### [Directive]
Transcribe the listing in full, excluding any pictures.

### [Supplied information]

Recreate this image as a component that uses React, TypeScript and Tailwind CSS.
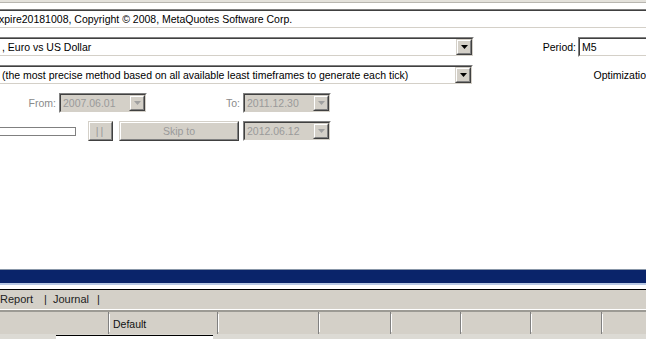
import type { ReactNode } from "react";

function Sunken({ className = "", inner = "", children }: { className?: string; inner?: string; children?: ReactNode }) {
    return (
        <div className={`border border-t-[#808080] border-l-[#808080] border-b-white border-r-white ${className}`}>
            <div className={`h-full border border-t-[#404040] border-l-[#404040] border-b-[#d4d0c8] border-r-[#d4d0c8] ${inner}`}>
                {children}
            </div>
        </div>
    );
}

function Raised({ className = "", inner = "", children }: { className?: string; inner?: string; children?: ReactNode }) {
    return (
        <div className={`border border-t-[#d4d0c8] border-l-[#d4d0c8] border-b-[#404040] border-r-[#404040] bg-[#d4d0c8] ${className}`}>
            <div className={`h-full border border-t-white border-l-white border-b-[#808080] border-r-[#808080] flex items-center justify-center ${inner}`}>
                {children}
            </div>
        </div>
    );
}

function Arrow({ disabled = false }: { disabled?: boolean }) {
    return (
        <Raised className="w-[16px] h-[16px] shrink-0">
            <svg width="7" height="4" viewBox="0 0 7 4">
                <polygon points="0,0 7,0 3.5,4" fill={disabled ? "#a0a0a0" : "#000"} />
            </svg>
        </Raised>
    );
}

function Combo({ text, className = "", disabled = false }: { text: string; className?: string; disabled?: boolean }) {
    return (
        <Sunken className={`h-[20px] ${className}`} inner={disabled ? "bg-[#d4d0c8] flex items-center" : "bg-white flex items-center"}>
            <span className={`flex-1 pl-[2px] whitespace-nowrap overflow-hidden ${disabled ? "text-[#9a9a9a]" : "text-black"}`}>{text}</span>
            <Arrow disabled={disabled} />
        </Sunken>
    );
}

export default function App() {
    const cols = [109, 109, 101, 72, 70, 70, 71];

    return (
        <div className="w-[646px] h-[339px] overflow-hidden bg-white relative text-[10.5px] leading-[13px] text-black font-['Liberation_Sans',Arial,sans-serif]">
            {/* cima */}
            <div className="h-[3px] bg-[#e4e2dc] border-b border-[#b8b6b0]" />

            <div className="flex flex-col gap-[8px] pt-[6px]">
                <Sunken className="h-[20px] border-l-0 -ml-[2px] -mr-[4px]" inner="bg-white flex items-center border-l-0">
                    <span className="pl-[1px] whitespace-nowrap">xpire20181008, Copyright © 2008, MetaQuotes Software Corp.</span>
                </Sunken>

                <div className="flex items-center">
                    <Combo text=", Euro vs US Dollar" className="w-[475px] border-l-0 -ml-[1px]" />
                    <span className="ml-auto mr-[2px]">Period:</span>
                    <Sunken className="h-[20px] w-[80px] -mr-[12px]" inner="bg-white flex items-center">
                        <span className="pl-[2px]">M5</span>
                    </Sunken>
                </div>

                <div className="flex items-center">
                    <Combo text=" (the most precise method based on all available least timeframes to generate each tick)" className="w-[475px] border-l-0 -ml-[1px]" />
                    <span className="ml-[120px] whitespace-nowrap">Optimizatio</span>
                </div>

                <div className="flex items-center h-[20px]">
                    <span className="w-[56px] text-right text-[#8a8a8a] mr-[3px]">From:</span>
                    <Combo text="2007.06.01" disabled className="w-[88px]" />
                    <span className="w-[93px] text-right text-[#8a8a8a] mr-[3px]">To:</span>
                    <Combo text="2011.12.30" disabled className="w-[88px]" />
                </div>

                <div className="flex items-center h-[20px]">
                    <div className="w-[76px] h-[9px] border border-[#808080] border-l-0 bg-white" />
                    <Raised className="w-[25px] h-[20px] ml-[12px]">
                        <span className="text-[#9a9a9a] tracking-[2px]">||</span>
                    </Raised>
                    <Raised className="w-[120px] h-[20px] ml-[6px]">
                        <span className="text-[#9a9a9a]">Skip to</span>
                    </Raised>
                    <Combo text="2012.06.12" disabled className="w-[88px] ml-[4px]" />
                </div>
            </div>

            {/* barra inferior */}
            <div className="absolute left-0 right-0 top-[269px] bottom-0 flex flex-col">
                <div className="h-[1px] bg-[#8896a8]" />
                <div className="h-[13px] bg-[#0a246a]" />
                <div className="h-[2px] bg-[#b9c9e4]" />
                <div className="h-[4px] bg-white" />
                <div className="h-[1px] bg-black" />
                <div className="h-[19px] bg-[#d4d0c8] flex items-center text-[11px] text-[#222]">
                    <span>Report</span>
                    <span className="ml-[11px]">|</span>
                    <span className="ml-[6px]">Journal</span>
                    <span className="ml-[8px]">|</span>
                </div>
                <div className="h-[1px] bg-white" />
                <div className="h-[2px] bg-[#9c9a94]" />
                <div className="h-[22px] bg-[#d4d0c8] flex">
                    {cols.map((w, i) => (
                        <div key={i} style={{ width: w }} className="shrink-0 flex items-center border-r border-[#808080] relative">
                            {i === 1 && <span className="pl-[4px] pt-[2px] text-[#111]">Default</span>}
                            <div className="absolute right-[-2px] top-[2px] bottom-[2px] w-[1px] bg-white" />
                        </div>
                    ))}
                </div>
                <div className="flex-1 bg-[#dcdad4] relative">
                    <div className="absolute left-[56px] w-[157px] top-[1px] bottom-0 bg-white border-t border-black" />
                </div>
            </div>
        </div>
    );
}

### [Reply to the task]
Recreate this image as a component that uses React, TypeScript and Tailwind CSS.
import type { ReactNode } from "react";

function Sunken({ className = "", inner = "", children }: { className?: string; inner?: string; children?: ReactNode }) {
    return (
        <div className={`border border-t-[#808080] border-l-[#808080] border-b-white border-r-white ${className}`}>
            <div className={`h-full border border-t-[#404040] border-l-[#404040] border-b-[#d4d0c8] border-r-[#d4d0c8] ${inner}`}>
                {children}
            </div>
        </div>
    );
}

function Raised({ className = "", inner = "", children }: { className?: string; inner?: string; children?: ReactNode }) {
    return (
        <div className={`border border-t-[#d4d0c8] border-l-[#d4d0c8] border-b-[#404040] border-r-[#404040] bg-[#d4d0c8] ${className}`}>
            <div className={`h-full border border-t-white border-l-white border-b-[#808080] border-r-[#808080] flex items-center justify-center ${inner}`}>
                {children}
            </div>
        </div>
    );
}

function Arrow({ disabled = false }: { disabled?: boolean }) {
    return (
        <Raised className="w-[16px] h-[16px] shrink-0">
            <svg width="7" height="4" viewBox="0 0 7 4">
                <polygon points="0,0 7,0 3.5,4" fill={disabled ? "#a0a0a0" : "#000"} />
            </svg>
        </Raised>
    );
}

function Combo({ text, className = "", disabled = false }: { text: string; className?: string; disabled?: boolean }) {
    return (
        <Sunken className={`h-[20px] ${className}`} inner={disabled ? "bg-[#d4d0c8] flex items-center" : "bg-white flex items-center"}>
            <span className={`flex-1 pl-[2px] whitespace-nowrap overflow-hidden ${disabled ? "text-[#9a9a9a]" : "text-black"}`}>{text}</span>
            <Arrow disabled={disabled} />
        </Sunken>
    );
}

export default function App() {
    const cols = [109, 109, 101, 72, 70, 70, 71];

    return (
        <div className="w-[646px] h-[339px] overflow-hidden bg-white relative text-[10.5px] leading-[13px] text-black font-['Liberation_Sans',Arial,sans-serif]">
            {/* cima */}
            <div className="h-[3px] bg-[#e4e2dc] border-b border-[#b8b6b0]" />

            <div className="flex flex-col gap-[8px] pt-[6px]">
                <Sunken className="h-[20px] border-l-0 -ml-[2px] -mr-[4px]" inner="bg-white flex items-center border-l-0">
                    <span className="pl-[1px] whitespace-nowrap">xpire20181008, Copyright © 2008, MetaQuotes Software Corp.</span>
                </Sunken>

                <div className="flex items-center">
                    <Combo text=", Euro vs US Dollar" className="w-[475px] border-l-0 -ml-[1px]" />
                    <span className="ml-auto mr-[2px]">Period:</span>
                    <Sunken className="h-[20px] w-[80px] -mr-[12px]" inner="bg-white flex items-center">
                        <span className="pl-[2px]">M5</span>
                    </Sunken>
                </div>

                <div className="flex items-center">
                    <Combo text=" (the most precise method based on all available least timeframes to generate each tick)" className="w-[475px] border-l-0 -ml-[1px]" />
                    <span className="ml-[120px] whitespace-nowrap">Optimizatio</span>
                </div>

                <div className="flex items-center h-[20px]">
                    <span className="w-[56px] text-right text-[#8a8a8a] mr-[3px]">From:</span>
                    <Combo text="2007.06.01" disabled className="w-[88px]" />
                    <span className="w-[93px] text-right text-[#8a8a8a] mr-[3px]">To:</span>
                    <Combo text="2011.12.30" disabled className="w-[88px]" />
                </div>

                <div className="flex items-center h-[20px]">
                    <div className="w-[76px] h-[9px] border border-[#808080] border-l-0 bg-white" />
                    <Raised className="w-[25px] h-[20px] ml-[12px]">
                        <span className="text-[#9a9a9a] tracking-[2px]">||</span>
                    </Raised>
                    <Raised className="w-[120px] h-[20px] ml-[6px]">
                        <span className="text-[#9a9a9a]">Skip to</span>
                    </Raised>
                    <Combo text="2012.06.12" disabled className="w-[88px] ml-[4px]" />
                </div>
            </div>

            {/* barra inferior */}
            <div className="absolute left-0 right-0 top-[269px] bottom-0 flex flex-col">
                <div className="h-[1px] bg-[#8896a8]" />
                <div className="h-[13px] bg-[#0a246a]" />
                <div className="h-[2px] bg-[#b9c9e4]" />
                <div className="h-[4px] bg-white" />
                <div className="h-[1px] bg-black" />
                <div className="h-[19px] bg-[#d4d0c8] flex items-center text-[11px] text-[#222]">
                    <span>Report</span>
                    <span className="ml-[11px]">|</span>
                    <span className="ml-[6px]">Journal</span>
                    <span className="ml-[8px]">|</span>
                </div>
                <div className="h-[1px] bg-white" />
                <div className="h-[2px] bg-[#9c9a94]" />
                <div className="h-[22px] bg-[#d4d0c8] flex">
                    {cols.map((w, i) => (
                        <div key={i} style={{ width: w }} className="shrink-0 flex items-center border-r border-[#808080] relative">
                            {i === 1 && <span className="pl-[4px] pt-[2px] text-[#111]">Default</span>}
                            <div className="absolute right-[-2px] top-[2px] bottom-[2px] w-[1px] bg-white" />
                        </div>
                    ))}
                </div>
                <div className="flex-1 bg-[#dcdad4] relative">
                    <div className="absolute left-[56px] w-[157px] top-[1px] bottom-0 bg-white border-t border-black" />
                </div>
            </div>
        </div>
    );
}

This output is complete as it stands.